Congressional report finds high levels of toxic metals in some baby food

Manufacturers of baby food in the US knowingly sold baby food that contained high levels of supposedly toxic heavy metals, according to a Congressional investigation.

The investigation has called for new standards and testing requirements.

The Congressional panel examined products made by Nurture, Hain Celestial Group, Beech-Nut Nutrition and Gerber, a unit of Nestle.

The report said internal company standards “permit dangerously high levels of toxic heavy metals, and documents revealed that the manufacturers have often sold foods that exceeded those levels.”

The report urges US regulators to set maximum levels of toxic heavy metals permitted in baby foods and require manufacturers to test finished products for heavy metals, not just ingredients.

Baby food companies said they were working to reduce levels of metals that occur naturally in food products.

The US Food and Drug Administration (FDA) has not yet set minimum levels for heavy metals in most infant food but the current investigation claims that levels of metals in baby foods are nonetheless too high.

“Dangerous levels of toxic metals like arsenic, lead, cadmium and mercury exist in baby foods at levels that exceed what experts and governing bodies say are permissible,” said Democratic Representative Raja Krishnamoorthi of Illinois, chair of the House Subcommittee on Economic and Consumer Policy, which conducted the investigation.

Krishnamoorthi claimed the spreadsheets provided by manufacturers are “shocking” because they show evidence that some baby foods contain hundreds of parts per billion of dangerous metals.

As natural elements, they are in the soil in which crops are grown and thus can’t be avoided. Some crop fields and regions, however, contain more toxic levels than others partly due to the overuse of metal-containing pesticides and ongoing industrial pollution.

High levels of these heavy metals have previously been linked to cancer.

The FDA has set a level of 100 parts per billion in organic arsenic for infant rice cereal. A spokesman said the agency is currently reviewing the report.

Happy Family Organics said it was “disappointed at the many inaccuracies, select data usage and tone bias in this report. We can say with the utmost confidence that all Happy Family Organics products are safe for babies and toddlers to enjoy.” It added it welcomes “additional guidelines from the FDA.”

Hain Celestial said the “report examined outdated data and does not reflect our current practices” and added that it “inaccurately characterized a meeting with the FDA.”

Hain added since then it “took several steps to reduce the levels of heavy metals in our finished products – including no longer using brown rice in our products that are primarily rice based, changing other ingredients and conducting additional testing of finished product before shipping.”
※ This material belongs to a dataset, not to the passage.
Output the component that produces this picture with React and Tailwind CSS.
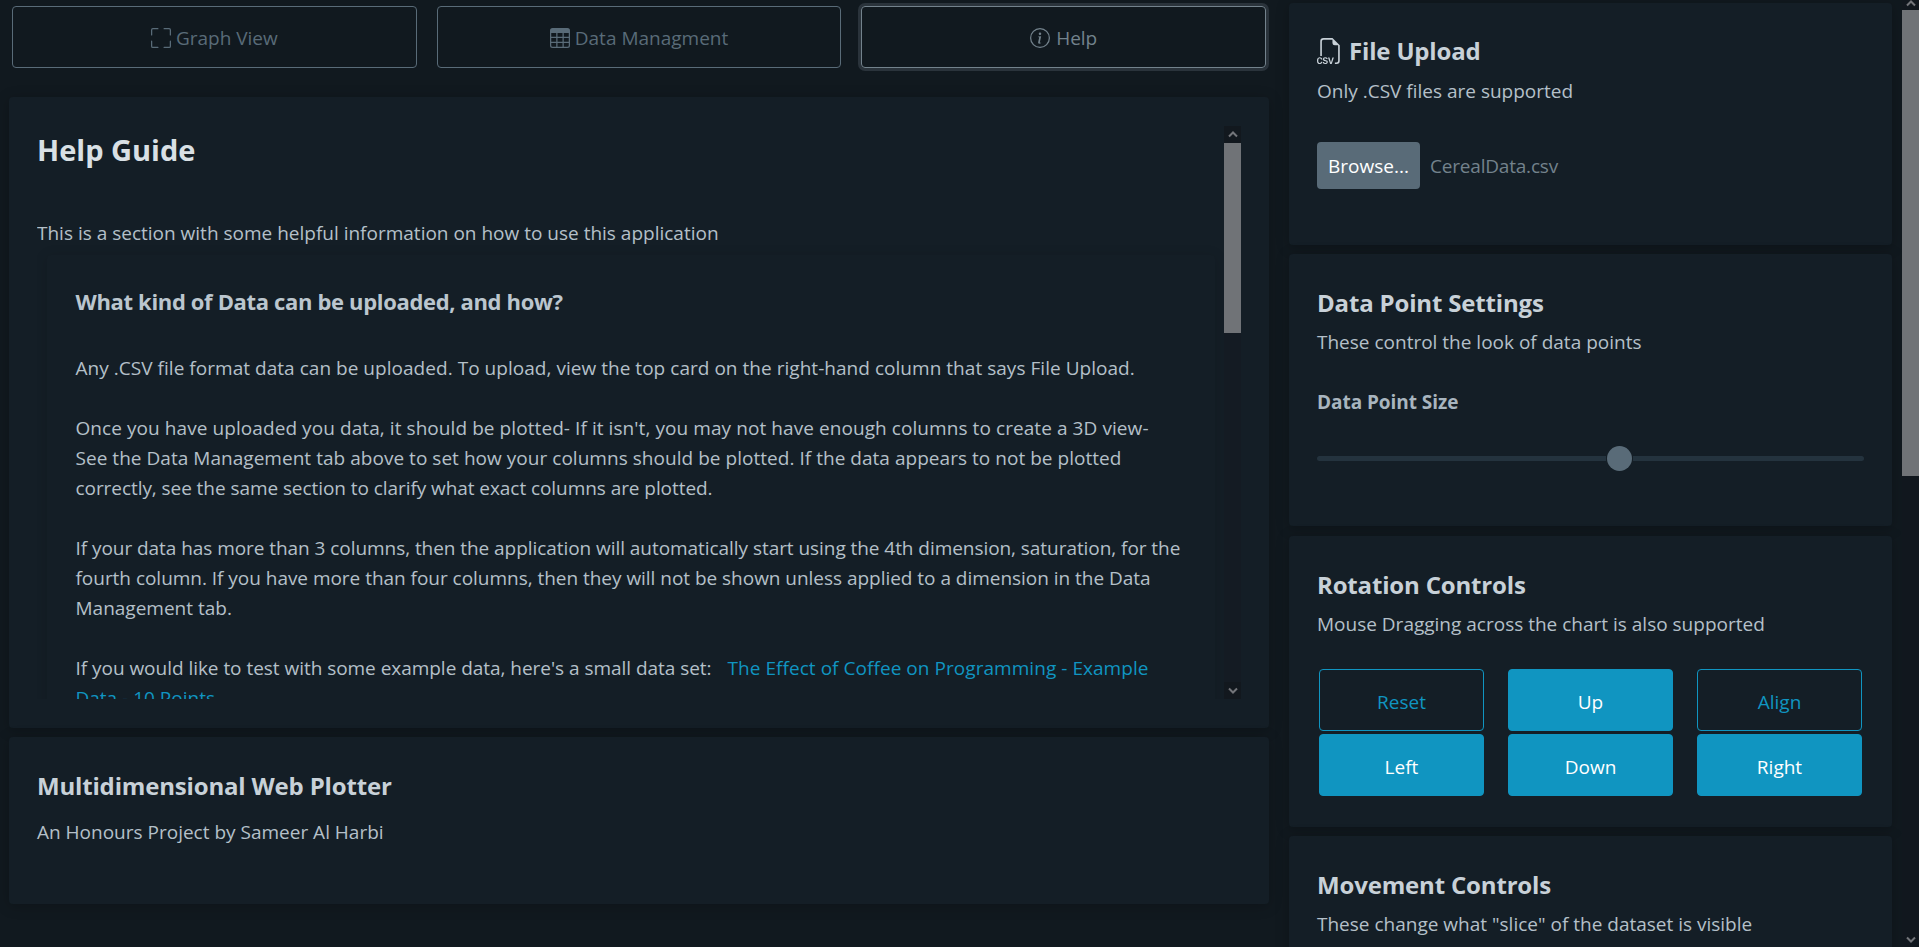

Gerber said the elements in question occur naturally in the soil and water in which crops are grown and added it takes multiple steps “to minimize their presence.”

Beech-Nut Nutrition said it was reviewing the report and is working with other companies “on science-based standards that food suppliers can implement across our industry.”

The report urges US regulators to set maximum levels of toxic heavy metals permitted in baby foods and require manufacturers to test finished products for heavy metals, not just ingredients.